THE new team at Pinnacle ­Technology has delivered a ­critical verdict on the company's recent past and revealed that it is embroiled in a legal action over the "wilful misconduct of various formerly closely associated parties".

Pinnacle was reporting a half-year loss widening from £909,360 a year ago to £1.1million, exceptional costs up from £100,623 to £294,849, and revenue sharply lower from £5.36m to £4.23m.

Dr James Dodd, the industry veteran who was appointed chairman a year ago, and who installed Nicholas Scallan as chief executive to replace founder Alan Bonner in February, said the loss had narrowed from the £1.8m in the second half of 2013.

He went on: "The current board inherited a substantially loss-making business built up from a wide variety of disparate acquisitions which had never been integrated into an efficient corporate structure.

"Furthermore, time and res-ource had been committed to an inappropriate sales strategy which resulted in increased costs and declining sales across nearly all segments."

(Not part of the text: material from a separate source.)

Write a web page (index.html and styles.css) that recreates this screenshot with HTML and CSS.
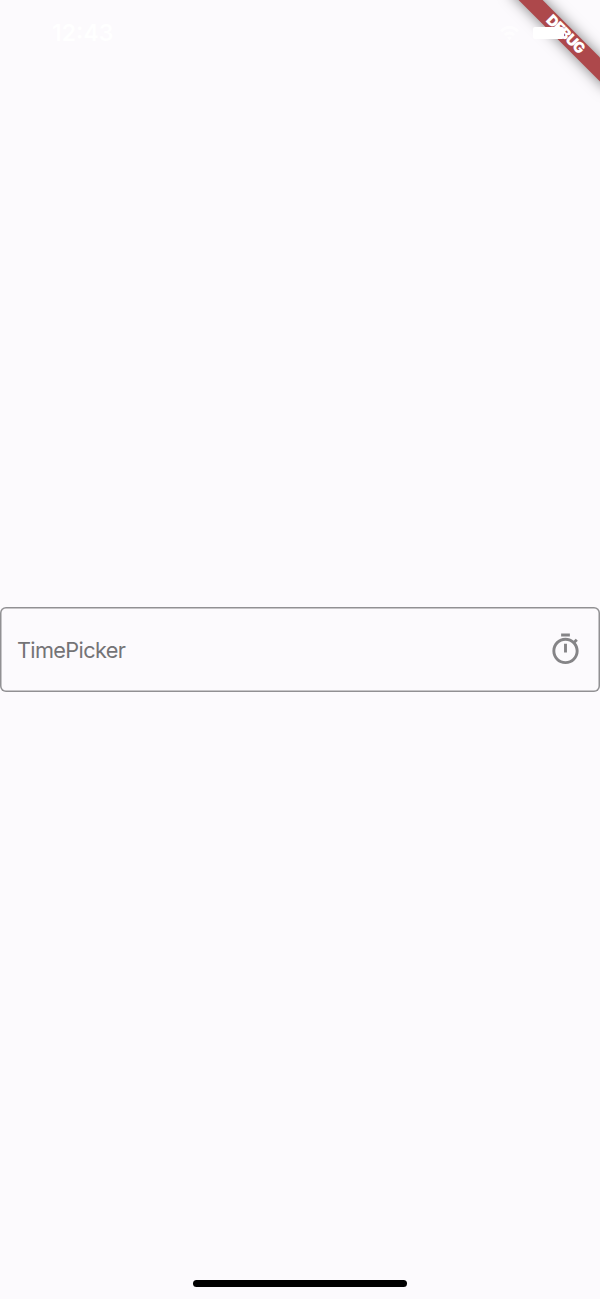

Pinnacle, which under founder Alan Bonner built up a portfolio of businesses in IT services, IT security, cloud solutions, telecoms and mobile services, parted company with him in February as it reported a trading loss that had more than doubled to £2.4m, with its shares having lost two-thirds of their value in the 12 months following a £2.95m institutional placing.

A year ago, Mr Bonner said: "Pinnacle's previous eight acquisitions are fast becoming a fully integrated business, with a tightly unified organisation and management structure, a single brand, and a clear strategic focus on delivering sales growth."

The board of Pinnacle, which supported broadcast of the London 2012 Olympics, rejected a 21p a share bid from Coms last September, since when its shares have more than halved.

They rallied 16 per cent to 9.75p on yesterday's announcement.

In February the group raised £450,000 from directors, senior management, Mr Scallan, and certain institutional shareholders, for working capital.

Cash at the half-year was £575,616, compared with £2.1m a year earlier. Net assets were almost 70 per cent lower, at £1.05m.

Dr Dodd said recurring revenues had remained high at 88 per cent which "provided a strong base", and the adjusted earnings before interest, tax, depreciation and amortisation were £269,882.

That is a reduction from the £685,099 in the second half of last year, but higher than the £84,004 a year ago.

The first half loss was largely down to non-trading items, the chairman said.

He revealed: "Also, over the last year, a significant proportion of management time has been spent on dealing with the wilful misconduct of various formerly closely associated parties, which has resulted in certain legal actions."

An award of legal costs had already been made in Pinnacle's favour, but no estimate for damages had yet been made in the accounts.

Dr Dodd continued: "On a brighter note, under the leadership of the new CEO, the company is undertaking an operational review to conserve cash, accelerate the return to profitable revenue growth, increase the focus of the business, and continue to reduce costs."

Mr Scallan, an electrical engineering graduate of Strathclyde who was latterly customer solutions director at Virgin Media, said: "Whilst significant progress in turning the business around will take time to achieve, in looking ahead we believe that this review will result in a leaner, more focused organisation.

"The early signs of trading improvement are evident in recent months."